--- begin ---

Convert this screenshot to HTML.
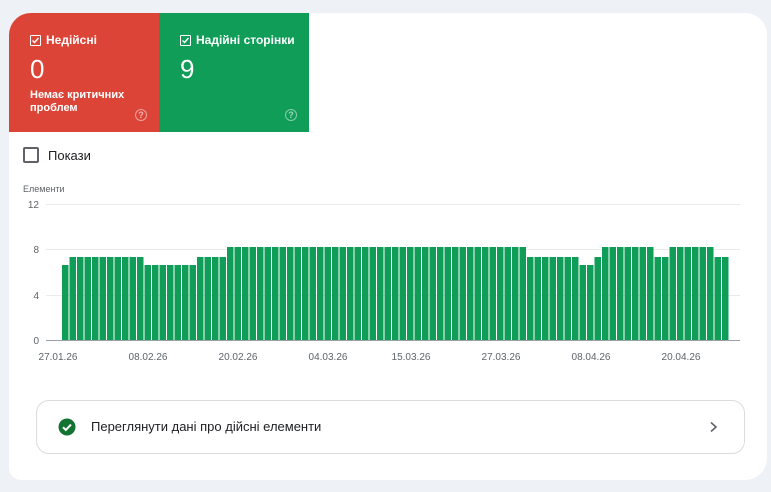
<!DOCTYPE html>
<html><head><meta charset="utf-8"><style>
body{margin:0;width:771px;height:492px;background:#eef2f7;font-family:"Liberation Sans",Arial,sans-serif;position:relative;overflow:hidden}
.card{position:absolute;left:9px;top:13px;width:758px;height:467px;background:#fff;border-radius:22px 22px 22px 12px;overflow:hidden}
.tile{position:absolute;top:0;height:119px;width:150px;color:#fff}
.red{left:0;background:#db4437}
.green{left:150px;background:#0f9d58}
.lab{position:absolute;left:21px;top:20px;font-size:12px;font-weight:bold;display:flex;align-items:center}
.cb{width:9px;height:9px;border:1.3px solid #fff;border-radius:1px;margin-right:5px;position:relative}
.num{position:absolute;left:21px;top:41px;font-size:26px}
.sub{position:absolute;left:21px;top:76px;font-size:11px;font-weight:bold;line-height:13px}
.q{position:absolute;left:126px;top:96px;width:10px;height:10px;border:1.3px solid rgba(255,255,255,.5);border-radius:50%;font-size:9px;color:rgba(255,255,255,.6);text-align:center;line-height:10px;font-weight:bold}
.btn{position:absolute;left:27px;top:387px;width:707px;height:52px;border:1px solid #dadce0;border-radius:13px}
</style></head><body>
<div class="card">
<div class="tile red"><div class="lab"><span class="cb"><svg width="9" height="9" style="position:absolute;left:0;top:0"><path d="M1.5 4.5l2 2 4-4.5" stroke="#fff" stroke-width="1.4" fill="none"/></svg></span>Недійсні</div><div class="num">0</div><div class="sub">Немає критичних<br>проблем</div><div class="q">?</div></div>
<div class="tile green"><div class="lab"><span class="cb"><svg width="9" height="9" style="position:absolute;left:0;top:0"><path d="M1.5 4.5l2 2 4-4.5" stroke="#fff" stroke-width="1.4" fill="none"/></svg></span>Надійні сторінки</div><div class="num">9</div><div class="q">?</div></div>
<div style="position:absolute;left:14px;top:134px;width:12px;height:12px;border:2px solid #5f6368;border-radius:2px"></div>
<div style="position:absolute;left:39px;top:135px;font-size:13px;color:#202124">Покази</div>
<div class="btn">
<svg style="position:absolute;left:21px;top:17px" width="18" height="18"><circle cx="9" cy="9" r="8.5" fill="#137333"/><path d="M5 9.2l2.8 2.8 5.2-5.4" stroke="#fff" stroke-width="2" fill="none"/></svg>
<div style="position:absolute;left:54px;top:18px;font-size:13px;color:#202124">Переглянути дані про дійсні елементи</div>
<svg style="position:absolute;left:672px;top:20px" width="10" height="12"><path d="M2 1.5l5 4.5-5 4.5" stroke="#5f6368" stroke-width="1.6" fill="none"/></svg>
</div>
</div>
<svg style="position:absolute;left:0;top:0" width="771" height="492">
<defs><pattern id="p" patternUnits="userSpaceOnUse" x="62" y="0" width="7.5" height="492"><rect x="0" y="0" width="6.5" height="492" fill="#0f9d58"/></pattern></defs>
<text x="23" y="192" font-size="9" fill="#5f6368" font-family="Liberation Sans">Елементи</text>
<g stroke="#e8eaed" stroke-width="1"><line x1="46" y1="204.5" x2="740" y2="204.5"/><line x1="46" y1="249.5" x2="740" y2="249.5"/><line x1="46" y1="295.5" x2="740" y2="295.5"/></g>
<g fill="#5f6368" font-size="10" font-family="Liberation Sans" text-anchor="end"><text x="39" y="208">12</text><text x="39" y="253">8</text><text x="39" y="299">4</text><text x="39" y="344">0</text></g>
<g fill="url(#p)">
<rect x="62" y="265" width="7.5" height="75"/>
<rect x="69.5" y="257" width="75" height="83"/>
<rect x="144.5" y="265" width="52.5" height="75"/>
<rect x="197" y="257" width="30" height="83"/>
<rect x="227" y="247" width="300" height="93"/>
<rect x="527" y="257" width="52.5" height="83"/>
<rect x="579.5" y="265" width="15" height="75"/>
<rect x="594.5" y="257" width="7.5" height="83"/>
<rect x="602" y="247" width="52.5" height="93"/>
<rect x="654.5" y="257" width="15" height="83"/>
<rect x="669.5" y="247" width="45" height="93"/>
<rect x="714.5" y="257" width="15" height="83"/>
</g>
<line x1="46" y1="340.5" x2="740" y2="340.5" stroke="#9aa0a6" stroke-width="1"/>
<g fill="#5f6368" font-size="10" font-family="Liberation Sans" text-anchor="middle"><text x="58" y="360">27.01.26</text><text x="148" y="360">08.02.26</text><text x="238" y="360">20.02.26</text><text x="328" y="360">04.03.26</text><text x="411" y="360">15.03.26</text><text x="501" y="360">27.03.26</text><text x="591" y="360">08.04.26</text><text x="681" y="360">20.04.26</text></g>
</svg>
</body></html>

--- end ---

#### Required work
Please write out all the data again word for word, but not the pictures.

#### The completed task
Convert this screenshot to HTML.
<!DOCTYPE html>
<html><head><meta charset="utf-8"><style>
body{margin:0;width:771px;height:492px;background:#eef2f7;font-family:"Liberation Sans",Arial,sans-serif;position:relative;overflow:hidden}
.card{position:absolute;left:9px;top:13px;width:758px;height:467px;background:#fff;border-radius:22px 22px 22px 12px;overflow:hidden}
.tile{position:absolute;top:0;height:119px;width:150px;color:#fff}
.red{left:0;background:#db4437}
.green{left:150px;background:#0f9d58}
.lab{position:absolute;left:21px;top:20px;font-size:12px;font-weight:bold;display:flex;align-items:center}
.cb{width:9px;height:9px;border:1.3px solid #fff;border-radius:1px;margin-right:5px;position:relative}
.num{position:absolute;left:21px;top:41px;font-size:26px}
.sub{position:absolute;left:21px;top:76px;font-size:11px;font-weight:bold;line-height:13px}
.q{position:absolute;left:126px;top:96px;width:10px;height:10px;border:1.3px solid rgba(255,255,255,.5);border-radius:50%;font-size:9px;color:rgba(255,255,255,.6);text-align:center;line-height:10px;font-weight:bold}
.btn{position:absolute;left:27px;top:387px;width:707px;height:52px;border:1px solid #dadce0;border-radius:13px}
</style></head><body>
<div class="card">
<div class="tile red"><div class="lab"><span class="cb"><svg width="9" height="9" style="position:absolute;left:0;top:0"><path d="M1.5 4.5l2 2 4-4.5" stroke="#fff" stroke-width="1.4" fill="none"/></svg></span>Недійсні</div><div class="num">0</div><div class="sub">Немає критичних<br>проблем</div><div class="q">?</div></div>
<div class="tile green"><div class="lab"><span class="cb"><svg width="9" height="9" style="position:absolute;left:0;top:0"><path d="M1.5 4.5l2 2 4-4.5" stroke="#fff" stroke-width="1.4" fill="none"/></svg></span>Надійні сторінки</div><div class="num">9</div><div class="q">?</div></div>
<div style="position:absolute;left:14px;top:134px;width:12px;height:12px;border:2px solid #5f6368;border-radius:2px"></div>
<div style="position:absolute;left:39px;top:135px;font-size:13px;color:#202124">Покази</div>
<div class="btn">
<svg style="position:absolute;left:21px;top:17px" width="18" height="18"><circle cx="9" cy="9" r="8.5" fill="#137333"/><path d="M5 9.2l2.8 2.8 5.2-5.4" stroke="#fff" stroke-width="2" fill="none"/></svg>
<div style="position:absolute;left:54px;top:18px;font-size:13px;color:#202124">Переглянути дані про дійсні елементи</div>
<svg style="position:absolute;left:672px;top:20px" width="10" height="12"><path d="M2 1.5l5 4.5-5 4.5" stroke="#5f6368" stroke-width="1.6" fill="none"/></svg>
</div>
</div>
<svg style="position:absolute;left:0;top:0" width="771" height="492">
<defs><pattern id="p" patternUnits="userSpaceOnUse" x="62" y="0" width="7.5" height="492"><rect x="0" y="0" width="6.5" height="492" fill="#0f9d58"/></pattern></defs>
<text x="23" y="192" font-size="9" fill="#5f6368" font-family="Liberation Sans">Елементи</text>
<g stroke="#e8eaed" stroke-width="1"><line x1="46" y1="204.5" x2="740" y2="204.5"/><line x1="46" y1="249.5" x2="740" y2="249.5"/><line x1="46" y1="295.5" x2="740" y2="295.5"/></g>
<g fill="#5f6368" font-size="10" font-family="Liberation Sans" text-anchor="end"><text x="39" y="208">12</text><text x="39" y="253">8</text><text x="39" y="299">4</text><text x="39" y="344">0</text></g>
<g fill="url(#p)">
<rect x="62" y="265" width="7.5" height="75"/>
<rect x="69.5" y="257" width="75" height="83"/>
<rect x="144.5" y="265" width="52.5" height="75"/>
<rect x="197" y="257" width="30" height="83"/>
<rect x="227" y="247" width="300" height="93"/>
<rect x="527" y="257" width="52.5" height="83"/>
<rect x="579.5" y="265" width="15" height="75"/>
<rect x="594.5" y="257" width="7.5" height="83"/>
<rect x="602" y="247" width="52.5" height="93"/>
<rect x="654.5" y="257" width="15" height="83"/>
<rect x="669.5" y="247" width="45" height="93"/>
<rect x="714.5" y="257" width="15" height="83"/>
</g>
<line x1="46" y1="340.5" x2="740" y2="340.5" stroke="#9aa0a6" stroke-width="1"/>
<g fill="#5f6368" font-size="10" font-family="Liberation Sans" text-anchor="middle"><text x="58" y="360">27.01.26</text><text x="148" y="360">08.02.26</text><text x="238" y="360">20.02.26</text><text x="328" y="360">04.03.26</text><text x="411" y="360">15.03.26</text><text x="501" y="360">27.03.26</text><text x="591" y="360">08.04.26</text><text x="681" y="360">20.04.26</text></g>
</svg>
</body></html>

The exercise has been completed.